A. Prévost, Manon Lescaut, (1731)
Introduction
Présentation de l'auteur, de l'œuvre et de l'extrait
En 1731, l’abbé Prévost publie Manon Lescaut, roman d’amour et d’aventures devenu mythique, où un jeune homme sacrifie tout pour celle qu’il aime.
L’extrait étudié correspond à la scène de la première rencontre entre Des Grieux et Manon, moment décisif où le héros tombe instantanément amoureux, amorçant ainsi toute l’intrigue.
Analyse générale du passage
Ce petit complément ne sera pas à restituer à l’oral : il te permet juste de situer le passage et d’en comprendre les enjeux avant d’aller plus loin dans l’analyse.
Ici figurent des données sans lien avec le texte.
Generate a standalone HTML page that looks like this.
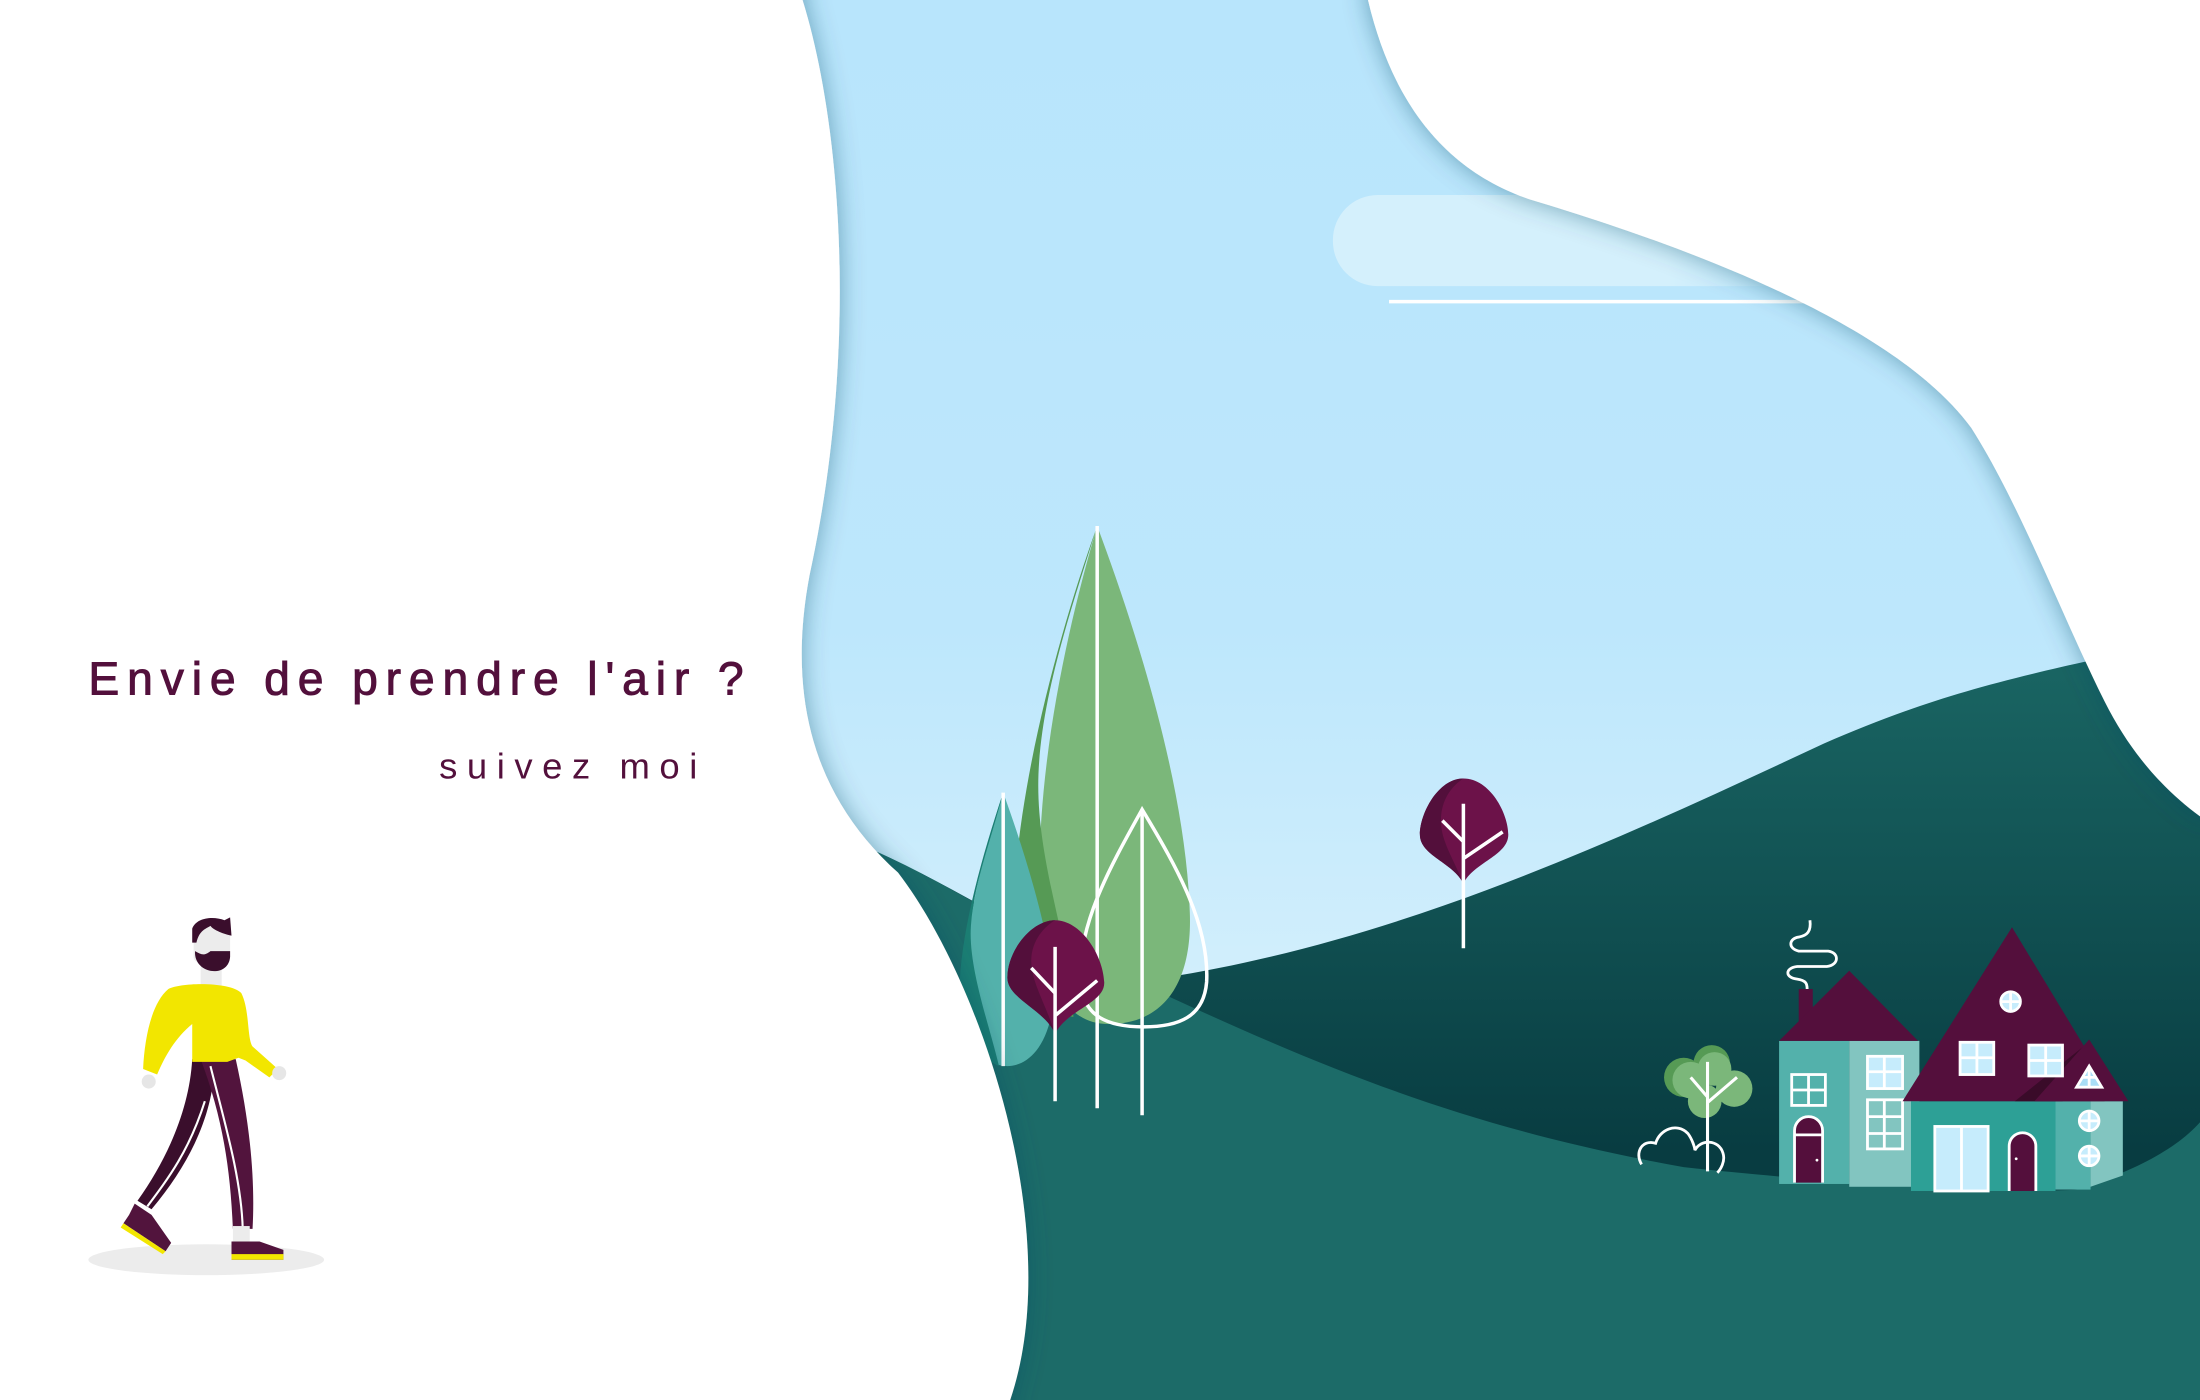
<!DOCTYPE html>
<html><head><meta charset="utf-8"><style>
html,body{margin:0;padding:0;width:2200px;height:1400px;overflow:hidden;background:#fff}
svg{display:block}
</style></head><body>
<svg width="2200" height="1400" viewBox="0 0 1568 998" preserveAspectRatio="none" xmlns="http://www.w3.org/2000/svg">
<defs>
<linearGradient id="sky" x1="0" y1="0" x2="0" y2="1"><stop offset="0" stop-color="#b8e5fc"/><stop offset="0.45" stop-color="#bde7fc"/><stop offset="0.72" stop-color="#d3effc"/></linearGradient>
<linearGradient id="back" gradientUnits="userSpaceOnUse" x1="0" y1="480" x2="0" y2="820"><stop offset="0" stop-color="#196462"/><stop offset="1" stop-color="#083c41"/></linearGradient>
<linearGradient id="cloud" x1="0" y1="0" x2="1" y2="0"><stop offset="0" stop-color="#d4f0fc"/><stop offset="0.7" stop-color="#d4f0fc"/><stop offset="1" stop-color="#d4f0fc" stop-opacity="0"/></linearGradient>
<filter id="sh" x="-20%" y="-20%" width="140%" height="140%"><feDropShadow dx="0" dy="0" stdDeviation="9" flood-color="#1c4a66" flood-opacity="0.45"/></filter>
</defs>
<rect width="1568" height="998" fill="url(#sky)"/>
<rect x="950" y="139" width="340" height="65" rx="32" fill="url(#cloud)"/>
<line x1="990" y1="215" x2="1290" y2="215" stroke="#fff" stroke-width="2.5"/>
<path d="M620,605 C700,640 760,690 830,697 C1000,670 1150,600 1300,530 C1380,495 1440,480 1568,455 L1568,998 L620,998Z" fill="url(#back)"/>
<path d="M620,605 C700,640 760,690 815,702 C950,765 1050,805 1200,832 C1350,848 1450,850 1480,848 C1520,835 1550,820 1568,800 L1568,998 L620,998 Z" fill="#1c6b68"/>
<path d="M782,375 C810,450 845,560 848,650 C850,700 830,730 790,730 C760,730 745,700 742,660 C735,560 760,450 782,375Z" fill="#7bb77a"/>
<path d="M782,375 C755,450 725,560 722,650 C722,690 740,720 765,725 C765,680 740,620 740,560 C740,500 765,430 782,375Z" fill="#569a55"/>
<line x1="782" y1="375" x2="782" y2="790" stroke="#fff" stroke-width="2.5"/>
<path d="M715,565 C735,620 755,690 750,720 C745,750 730,760 718,760 C700,760 690,740 688,700 C688,660 700,610 715,565Z" fill="#53b1ab"/>
<path d="M715,565 C700,610 686,660 684,700 C684,735 700,755 712,760 C705,730 690,690 692,660 C694,630 706,600 715,565Z" fill="#1b7e73"/>
<line x1="715" y1="565" x2="715" y2="760" stroke="#fff" stroke-width="2.5"/>
<path d="M814,577 C840,620 862,660 860,700 C858,725 840,732 815,732 C790,732 772,725 770,700 C768,660 790,620 814,577Z" fill="none" stroke="#fff" stroke-width="2.5"/>
<line x1="814" y1="577" x2="814" y2="795" stroke="#fff" stroke-width="2.5"/>
<path d="M752,656 C770,656 786,680 787,700 C788,715 760,720 752,737 C745,720 718,712 718,697 C718,678 735,656 752,656Z" fill="#6c1249"/>
<path d="M752,656 C735,656 718,678 718,697 C718,712 745,720 752,737 C745,715 735,700 735,685 C735,670 745,660 752,656Z" fill="#530f3b"/>
<path d="M752,675 L752,785 M752,724 L782,699 M752,708 L735,690" stroke="#fff" stroke-width="2.5" fill="none"/>
<path d="M1043,555 C1062,555 1075,580 1075,595 C1075,610 1050,615 1043,630 C1036,615 1012,610 1012,595 C1012,580 1025,555 1043,555Z" fill="#6c1249"/>
<path d="M1043,555 C1025,555 1012,580 1012,595 C1012,610 1036,615 1043,630 C1036,612 1027,600 1027,585 C1027,570 1035,560 1043,555Z" fill="#530f3b"/>
<path d="M1043,573 L1043,676 M1043,612 L1071,593 M1043,600 L1028,585" stroke="#fff" stroke-width="2.5" fill="none"/>
<circle cx="1200" cy="768" r="14" fill="#569a55"/><circle cx="1220" cy="758" r="13" fill="#569a55"/>
<circle cx="1205" cy="770" r="13" fill="#7bb77a"/><circle cx="1222" cy="762" r="12" fill="#7bb77a"/><circle cx="1236" cy="776" r="13" fill="#7bb77a"/><circle cx="1215" cy="785" r="12" fill="#7bb77a"/>
<path d="M1217,757 L1217,835 M1217,786 L1238,768 M1217,782 L1205,768" stroke="#fff" stroke-width="2.2" fill="none"/>
<path d="M1170,830 C1165,822 1170,812 1180,815 C1183,805 1195,800 1203,808 C1206,812 1208,818 1208,820 C1212,812 1225,812 1228,822 C1230,828 1226,834 1224,836" fill="none" stroke="#fff" stroke-width="2"/>
<rect x="1268" y="742" width="50" height="102" fill="#53b1ab"/>
<rect x="1318" y="742" width="50" height="104" fill="#82c5c0"/>
<rect x="1282" y="705" width="10" height="28" fill="#540f3c"/>
<polygon points="1268,742 1318,692 1367,742" fill="#540f3c"/>
<path d="M1290,656 C1291,664 1288,667 1282,668 C1275,669 1274,676 1282,678 L1303,678 C1311,679 1311,688 1302,689 L1281,689 C1272,690 1272,697 1281,698 C1287,699 1288,701 1288,705" fill="none" stroke="#fff" stroke-width="2"/>
<g stroke="#fff" stroke-width="2">
<rect x="1277" y="766" width="24" height="22" fill="none"/><path d="M1289,766V788M1277,777H1301"/>
<rect x="1331" y="753" width="25" height="23" fill="#c6ecfc"/><path d="M1343,753V776M1331,764H1356"/>
<rect x="1331" y="784" width="25" height="35" fill="none"/><path d="M1343,784V819M1331,796H1356M1331,808H1356"/>
<path d="M1279,843 V806 A10,10 0 0 1 1299,806 V843" fill="#540f3c"/><path d="M1279,809H1299"/>
</g>
<circle cx="1295" cy="827" r="1" fill="#fff"/>
<rect x="1362" y="785" width="103" height="64" fill="#2da096"/>
<rect x="1465" y="785" width="25" height="63" fill="#53b1ab"/>
<path d="M1490,785 H1513 V838 L1490,846Z" fill="#82c5c0"/>
<polygon points="1356,785 1434,661 1500,770 1500,785" fill="#540f3c"/>
<polygon points="1436,785 1490,742 1470,785" fill="#3a0b29"/>
<polygon points="1450,785 1489,741 1517,785" fill="#540f3c"/>
<g stroke="#fff" stroke-width="2">
<circle cx="1433" cy="714" r="7" fill="#c6ecfc"/><path d="M1433,707V721M1426,714H1440"/>
<rect x="1397" y="743" width="24" height="23" fill="#c6ecfc"/><path d="M1409,743V766M1397,754H1421"/>
<rect x="1446" y="745" width="24" height="22" fill="#c6ecfc"/><path d="M1458,745V767M1446,756H1470"/>
<polygon points="1489,760 1480,775 1498,775" fill="#a9def7"/><path d="M1489,760V775M1484,768H1494"/>
<circle cx="1489" cy="799" r="7" fill="#c6ecfc"/><path d="M1489,792V806M1482,799H1496"/>
<circle cx="1489" cy="824" r="7" fill="#c6ecfc"/><path d="M1489,817V831M1482,824H1496"/>
<rect x="1379" y="803" width="38" height="46" fill="#c6ecfc"/><path d="M1398,803V849"/>
<path d="M1432,849 V817 A9.5,9.5 0 0 1 1451,817 V849" fill="#540f3c"/>
</g>
<circle cx="1437" cy="826" r="1" fill="#fff"/>
<g filter="url(#sh)" fill="#fff">
<path d="M-20,-20 L572,-20 L572,0 C600,90 612,250 577,410 C560,500 582,570 640,622 C700,700 760,880 720,998 L720,1020 L-20,1020 Z"/>
<path d="M975,-20 L975,0 C995,85 1040,125 1090,142 C1200,175 1350,230 1405,305 C1440,360 1470,440 1500,500 C1520,540 1545,565 1568,582 L1590,582 L1590,-20 Z"/>
</g>
<text x="63" y="495" font-family="Liberation Sans, sans-serif" font-size="33" fill="#53103c" stroke="#53103c" stroke-width="0.7" textLength="467" lengthAdjust="spacing">Envie de prendre l'air ?</text>
<text x="313" y="555" font-family="Liberation Sans, sans-serif" font-size="26" fill="#53103c" textLength="184" lengthAdjust="spacing">suivez moi</text>
<ellipse cx="147" cy="898" rx="84" ry="11" fill="#ececec"/>
<path d="M137,755 L153,758 C152,795 135,830 108,862 L98,856 C120,825 135,790 137,755Z" fill="#3a0e2c"/>
<path d="M143,755 L168,755 C178,800 182,840 180,876 L166,876 C164,830 158,795 143,755Z" fill="#52143d"/>
<path d="M150,760 C160,800 172,840 173,876" stroke="#fff" stroke-width="1.5" fill="none"/>
<path d="M146,785 C135,820 120,840 105,860" stroke="#fff" stroke-width="1.5" fill="none"/>
<rect x="166" y="874" width="12" height="12" fill="#ececec"/>
<path d="M165,885 L185,885 L202,891 L202,898 L165,898Z" fill="#52143d"/><rect x="165" y="894" width="37" height="4" fill="#f2e600"/>
<path d="M96,858 L108,866 L122,886 L118,892 L88,872 L92,866Z" fill="#52143d"/><path d="M88,872 L118,892 L116,894 L86,875Z" fill="#f2e600"/>
<rect x="143" y="688" width="15" height="15" fill="#ececec"/>
<path d="M120,705 C130,700 165,700 172,708 C178,720 176,740 180,746 L198,762 L192,768 L175,756 L170,754 L162,757 L137,757 L137,730 C125,740 118,752 112,766 L102,762 C103,740 108,715 120,705Z" fill="#f2e600"/>
<circle cx="106" cy="771" r="5" fill="#e6e6e6"/><circle cx="199" cy="765" r="5" fill="#e6e6e6"/>
<rect x="138" y="660" width="26" height="26" rx="4" fill="#ececec"/>
<path d="M139,680 C140,695 163,697 164,682 L164,678 L150,678 C145,682 143,680 139,678Z" fill="#3a0e2c"/>
<path d="M137,672 L137,662 C140,654 152,653 160,656 L164,654 L165,667 C160,666 152,663 150,660 C147,662 142,663 140,672Z" fill="#3a0e2c"/>
</svg>
</body></html>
Dans ce passage, Prévost fait du coup de foudre entre Des Grieux et Manon le point de départ d’une passion absolue qui va bouleverser tout le roman. La rencontre est à la fois banale et extraordinaire : elle se déroule dans un lieu banal, une auberge, mais ce hasard devient le point de départ d’un destin tragique. Par le regard émerveillé de Des Grieux, le lecteur découvre une héroïne à la fois innocente et mystérieuse, promise à une existence hors du commun. La sobriété du style, le rythme du récit et le choix des mots traduisent la violence du sentiment amoureux et la perte de maîtrise du jeune homme. Ce premier instant condense déjà les grands thèmes du roman : le pouvoir des émotions, la fragilité de la raison et la fatalité du désir.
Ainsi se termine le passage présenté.